The world of Mr. Robot isn’t too dissimilar from the current political and social landscape; the one percent of the one percent have an exorbitant amount of power, and this level of control has led to overwhelming wealth disparity. Over four seasons, hacker Elliot Alderson (Rami Malek) took on those who “play God without permission” to break the system, which hit a lot of bumps along the way. His original target was E Corp, one of the world’s largest multinational conglomerates (often referenced as Evil Corp). It isn’t a subtle name, but when veering into a dystopian landscape, nuance often gets left at the door.

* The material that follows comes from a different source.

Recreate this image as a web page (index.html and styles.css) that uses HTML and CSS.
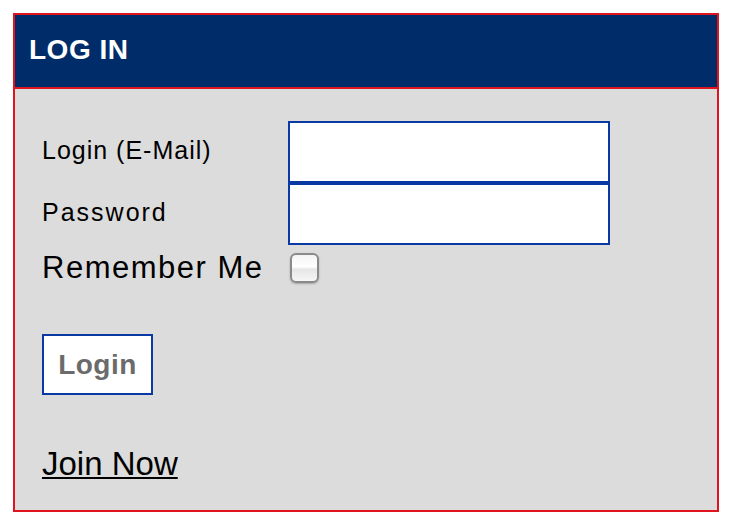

Debuting in 2015, the main action of the entire series takes place across that particular year, revealing a “darkest timeline” version of a period that was already pretty messy IRL. However, the nightmare landscape shifts in the final season, offering up a semblance of hope about our collective future. In the final episodes, this contrasts with the image of a personal utopia turned hellscape. At the center of the story, an identity constructed out of trauma underscores why authentic personal connections are ultimately more important than imagined ones.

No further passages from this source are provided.